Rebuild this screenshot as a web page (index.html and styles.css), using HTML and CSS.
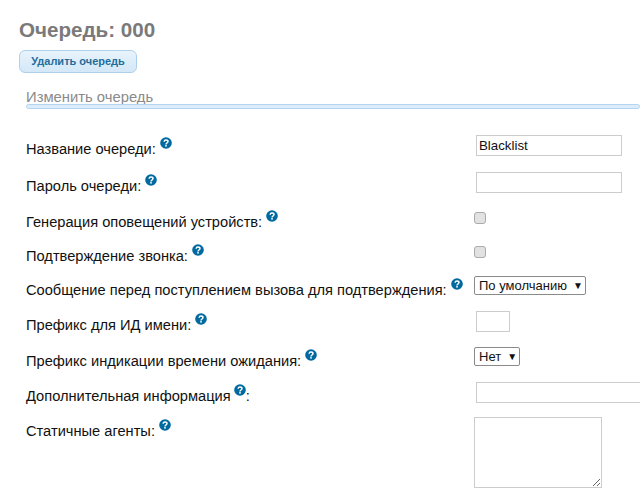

---

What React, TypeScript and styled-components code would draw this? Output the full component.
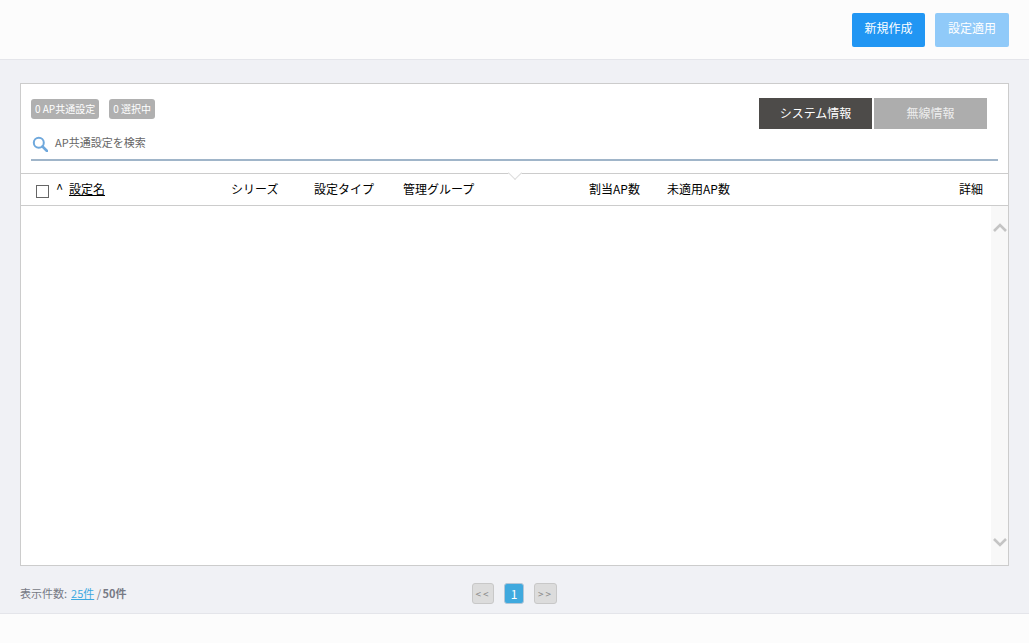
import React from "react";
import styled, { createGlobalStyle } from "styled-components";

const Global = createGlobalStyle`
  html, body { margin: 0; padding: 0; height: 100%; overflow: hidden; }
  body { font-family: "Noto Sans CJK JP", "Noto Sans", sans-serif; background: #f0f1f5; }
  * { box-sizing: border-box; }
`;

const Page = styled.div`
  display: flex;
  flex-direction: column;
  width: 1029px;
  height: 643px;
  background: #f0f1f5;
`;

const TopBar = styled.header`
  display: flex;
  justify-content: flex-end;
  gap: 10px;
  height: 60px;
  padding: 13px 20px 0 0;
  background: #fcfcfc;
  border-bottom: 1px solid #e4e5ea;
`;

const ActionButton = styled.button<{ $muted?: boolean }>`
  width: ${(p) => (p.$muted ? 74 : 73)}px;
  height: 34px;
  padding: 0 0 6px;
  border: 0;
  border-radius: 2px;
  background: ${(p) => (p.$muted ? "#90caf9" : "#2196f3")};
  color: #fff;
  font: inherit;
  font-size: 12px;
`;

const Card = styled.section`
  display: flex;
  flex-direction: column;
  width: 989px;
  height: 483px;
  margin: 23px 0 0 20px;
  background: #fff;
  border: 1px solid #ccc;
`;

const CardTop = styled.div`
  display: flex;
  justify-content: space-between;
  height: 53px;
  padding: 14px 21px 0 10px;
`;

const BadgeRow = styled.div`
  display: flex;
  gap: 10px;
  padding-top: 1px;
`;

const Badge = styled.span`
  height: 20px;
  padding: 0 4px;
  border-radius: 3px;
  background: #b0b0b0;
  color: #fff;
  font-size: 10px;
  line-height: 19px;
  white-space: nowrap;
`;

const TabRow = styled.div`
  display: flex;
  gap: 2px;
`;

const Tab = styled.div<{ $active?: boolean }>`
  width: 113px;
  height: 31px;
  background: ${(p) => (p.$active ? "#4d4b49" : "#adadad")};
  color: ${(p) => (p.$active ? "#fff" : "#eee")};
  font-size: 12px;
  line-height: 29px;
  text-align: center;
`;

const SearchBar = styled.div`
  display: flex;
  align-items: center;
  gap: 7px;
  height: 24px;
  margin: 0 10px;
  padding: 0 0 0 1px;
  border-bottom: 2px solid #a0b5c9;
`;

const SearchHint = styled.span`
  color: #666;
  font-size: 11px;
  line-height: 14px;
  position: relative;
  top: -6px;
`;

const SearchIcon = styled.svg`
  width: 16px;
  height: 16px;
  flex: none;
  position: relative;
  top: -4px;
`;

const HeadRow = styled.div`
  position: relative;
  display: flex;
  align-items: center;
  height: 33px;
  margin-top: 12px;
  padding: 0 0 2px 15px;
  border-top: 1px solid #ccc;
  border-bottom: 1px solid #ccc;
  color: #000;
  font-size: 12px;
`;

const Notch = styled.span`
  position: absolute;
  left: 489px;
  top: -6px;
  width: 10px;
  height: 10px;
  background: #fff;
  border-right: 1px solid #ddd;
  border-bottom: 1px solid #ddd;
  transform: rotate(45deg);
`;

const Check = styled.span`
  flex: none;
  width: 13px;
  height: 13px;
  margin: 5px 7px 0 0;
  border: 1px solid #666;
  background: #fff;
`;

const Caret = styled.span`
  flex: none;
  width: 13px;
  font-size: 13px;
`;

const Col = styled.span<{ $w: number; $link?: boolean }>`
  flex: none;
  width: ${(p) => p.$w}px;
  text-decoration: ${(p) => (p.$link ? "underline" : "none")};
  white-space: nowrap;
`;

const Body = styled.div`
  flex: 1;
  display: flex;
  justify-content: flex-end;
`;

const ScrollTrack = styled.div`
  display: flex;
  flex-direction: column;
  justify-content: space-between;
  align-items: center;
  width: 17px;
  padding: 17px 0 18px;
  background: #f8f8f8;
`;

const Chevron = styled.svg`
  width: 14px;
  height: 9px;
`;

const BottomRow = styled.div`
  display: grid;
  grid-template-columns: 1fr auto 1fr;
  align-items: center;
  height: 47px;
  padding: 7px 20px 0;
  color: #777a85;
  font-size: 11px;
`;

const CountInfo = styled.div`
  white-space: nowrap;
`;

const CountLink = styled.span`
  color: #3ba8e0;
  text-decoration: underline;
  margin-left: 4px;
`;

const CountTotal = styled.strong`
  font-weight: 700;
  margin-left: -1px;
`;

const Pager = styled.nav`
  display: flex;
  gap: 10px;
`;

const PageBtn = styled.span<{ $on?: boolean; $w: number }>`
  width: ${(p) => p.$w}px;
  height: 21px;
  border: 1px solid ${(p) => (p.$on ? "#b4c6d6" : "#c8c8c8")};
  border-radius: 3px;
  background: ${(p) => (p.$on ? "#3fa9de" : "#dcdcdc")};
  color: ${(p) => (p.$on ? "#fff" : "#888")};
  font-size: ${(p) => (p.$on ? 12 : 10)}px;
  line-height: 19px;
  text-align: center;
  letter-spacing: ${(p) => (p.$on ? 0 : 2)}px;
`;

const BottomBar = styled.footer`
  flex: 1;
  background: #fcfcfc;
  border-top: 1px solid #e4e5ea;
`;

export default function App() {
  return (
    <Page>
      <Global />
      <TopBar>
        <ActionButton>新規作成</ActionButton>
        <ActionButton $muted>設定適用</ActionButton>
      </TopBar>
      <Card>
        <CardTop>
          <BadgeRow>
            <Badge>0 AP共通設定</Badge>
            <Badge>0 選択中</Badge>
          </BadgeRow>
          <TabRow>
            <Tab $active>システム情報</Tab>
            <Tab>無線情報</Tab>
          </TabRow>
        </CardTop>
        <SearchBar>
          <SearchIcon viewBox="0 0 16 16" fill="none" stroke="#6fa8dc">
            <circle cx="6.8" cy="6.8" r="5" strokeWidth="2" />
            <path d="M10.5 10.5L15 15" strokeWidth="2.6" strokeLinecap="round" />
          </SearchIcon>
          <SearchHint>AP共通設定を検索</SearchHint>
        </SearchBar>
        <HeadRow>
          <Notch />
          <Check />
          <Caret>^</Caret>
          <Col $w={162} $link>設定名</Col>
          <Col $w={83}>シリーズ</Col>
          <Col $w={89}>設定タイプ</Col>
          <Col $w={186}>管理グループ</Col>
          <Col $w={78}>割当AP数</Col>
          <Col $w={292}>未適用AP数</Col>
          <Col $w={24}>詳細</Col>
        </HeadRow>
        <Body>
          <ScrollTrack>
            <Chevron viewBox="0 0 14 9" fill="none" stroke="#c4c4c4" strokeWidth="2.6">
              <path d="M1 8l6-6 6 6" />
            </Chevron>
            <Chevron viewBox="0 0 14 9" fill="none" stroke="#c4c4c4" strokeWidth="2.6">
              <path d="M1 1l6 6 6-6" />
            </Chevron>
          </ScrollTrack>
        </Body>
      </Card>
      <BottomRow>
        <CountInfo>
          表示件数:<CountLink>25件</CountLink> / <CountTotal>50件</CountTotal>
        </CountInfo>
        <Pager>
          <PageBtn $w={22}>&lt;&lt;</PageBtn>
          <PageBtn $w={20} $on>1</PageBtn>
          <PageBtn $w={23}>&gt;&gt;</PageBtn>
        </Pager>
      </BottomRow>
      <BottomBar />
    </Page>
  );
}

...

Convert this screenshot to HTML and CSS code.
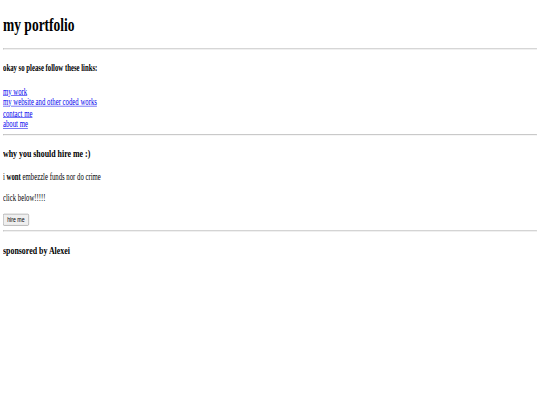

• _What this task involves_:
Gather every line from the listing above in which "components" appears, and copy those lines.

• _Result of this task_:
What React, TypeScript and styled-components code would draw this? Output the full component.
import styled, { createGlobalStyle } from "styled-components";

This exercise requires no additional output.